The Baker has consciously blended whole wheat with cranberries, pumpkin seeds, flax seeds, and poppy seeds. Yoga Bread contains nutritional ingredients to sustain the hungriest yogini.

We can't guarantee that you will be able to touch your toes after eating the Baker's Yoga Bread, but we can guarantee you being one slice closer to following a proper diet.

Sounds wonderful, doesn't it? And compared to Wonder Bread and to some other faux "healthy" brands, Yoga Bread is undoubtedly a plus. But try comparing it to Wheat Grain Rye, another of the organic brands offered by The Baker. The two products are nearly identically packaged and labeled, except for the "yoga" brand name.

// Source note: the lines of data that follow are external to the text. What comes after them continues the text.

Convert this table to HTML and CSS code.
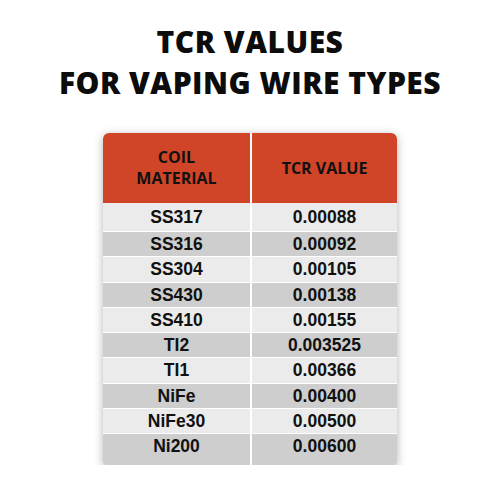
FILE: index.html
```html
<!DOCTYPE html>
<html lang="en">
<head>
    <meta charset="UTF-8">
    <meta name="viewport" content="width=device-width, initial-scale=1.0">
    <title>TCR Values for Vaping Wire Types</title>
    <link rel="stylesheet" href="styles.css">
</head>
<body>
    <h1>TCR VALUES<br>FOR VAPING WIRE TYPES</h1>
    <div class="table-card">
        <table class="tcr-table">
            <thead>
                <tr>
                    <th>COIL<br>MATERIAL</th>
                    <th>TCR VALUE</th>
                </tr>
            </thead>
            <tbody>
                <tr><td>SS317</td><td>0.00088</td></tr>
                <tr><td>SS316</td><td>0.00092</td></tr>
                <tr><td>SS304</td><td>0.00105</td></tr>
                <tr><td>SS430</td><td>0.00138</td></tr>
                <tr><td>SS410</td><td>0.00155</td></tr>
                <tr><td>TI2</td><td>0.003525</td></tr>
                <tr><td>TI1</td><td>0.00366</td></tr>
                <tr><td>NiFe</td><td>0.00400</td></tr>
                <tr><td>NiFe30</td><td>0.00500</td></tr>
                <tr><td>Ni200</td><td>0.00600</td></tr>
            </tbody>
        </table>
    </div>
</body>
</html>
```

FILE: styles.css
```css
body {
    margin: 0;
    background-color: #ffffff;
    color: #111;
    font-family: 'Open Sans', 'Liberation Sans', sans-serif;
}
h1 {
    margin: 21px 0 0 0;
    text-align: center;
    font-size: 30px;
    line-height: 41px;
    font-weight: 800;
    letter-spacing: 0.5px;
    color: #0c0c0c;
}
.table-card {
    width: 294px;
    margin: 30px auto 0 auto;
    border-radius: 6px 6px 3px 3px;
    overflow: hidden;
    box-shadow: 0 2px 10px rgba(0,0,0,0.3);
}
.tcr-table {
    width: 100%;
    border-collapse: separate;
    border-spacing: 0;
    table-layout: fixed;
}
.tcr-table th {
    height: 70px;
    padding: 0;
    background-color: #d04427;
    font-family: 'Open Sans', sans-serif;
    font-size: 16px;
    line-height: 21px;
    font-weight: 700;
    color: #111;
    vertical-align: middle;
}
.tcr-table th + th,
.tcr-table td + td {
    border-left: 2px solid #ffffff;
}
.tcr-table td {
    height: 24.25px;
    padding: 0;
    border-top: 1px solid #ffffff;
    text-align: center;
    font-family: 'Liberation Sans', Arial, sans-serif;
    font-size: 17.5px;
    line-height: 20px;
    font-weight: 700;
    color: #111;
    background-color: #ebebeb;
}
.tcr-table tbody tr:nth-child(even) td {
    background-color: #cecece;
}
.tcr-table tbody tr:first-child td {
    border-top: none;
    height: 28px;
}
.tcr-table tbody tr:last-child td {
    height: 23px;
    padding-bottom: 8px;
}
```
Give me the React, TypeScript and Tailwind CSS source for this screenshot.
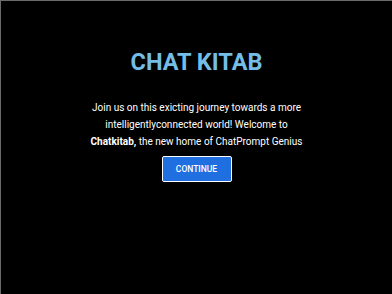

Here, in plain Sanskrit (as it were) is what you'll find:

Wheat Grain Rye
Slices 13
Sodium content 5%
Calories from fat 20
Total calories 100
Dietary fiber 17%
Protein 5 grams
Price $4.59

Yoga Bread
Slices 13
Sodium content 9%
Calories from fat 25
Total calories 120
Dietary fiber 14%
Protein 4 grams
Price $4.95

In other words, upon simple inspection, Yoga Bread has less protein, less dietary fiber, and is twice as salt-laden as Wheat Grain Rye, which carries no fancy conceptual marketing label. Slice for slice, Yoga Bread will actually make you fatter. And, to top it off, it even costs you more. (In marketing parlance, that's usually called a "premium" price, which means that you're paying extra for the privilege of being conned.)

Now let's be clear: Yoga Bread probably isn't "bad" for you. Good Guide, an online product rating company, gives it an 8.2. That's higher than the rating for most other breads on the market, though it's lower than the rating for Wheat Rye (a perfect 10.0) and for other breads sold by The Baker. Still, it's hard to know for sure. It turns out that none of The Baker's brands have received any of the five leading industry "certifications" for organic and healthy products.

Which means, barring a public challenge -- like the one Lulu faced in 2006 when its "live seaweed" shirts turned out to be 100 percent cotton and the company faced sanctions -- for now consumers will just have to take The Baker's word for it. And judging from expanding sales, apparently many have. Thanks to the product's growing popularity, it's now on the shelves at Whole Foods, and in some locations, it's even at Safeway.

Can't find it? It's right down the aisle from Yogadive's no-fat Yoga Chips -- supposedly made from raw fruit, and fully organic, of course. Don't laugh. It's probably only the beginning. At this rate, can yoga-inspired solar-powered toasters be very far behind?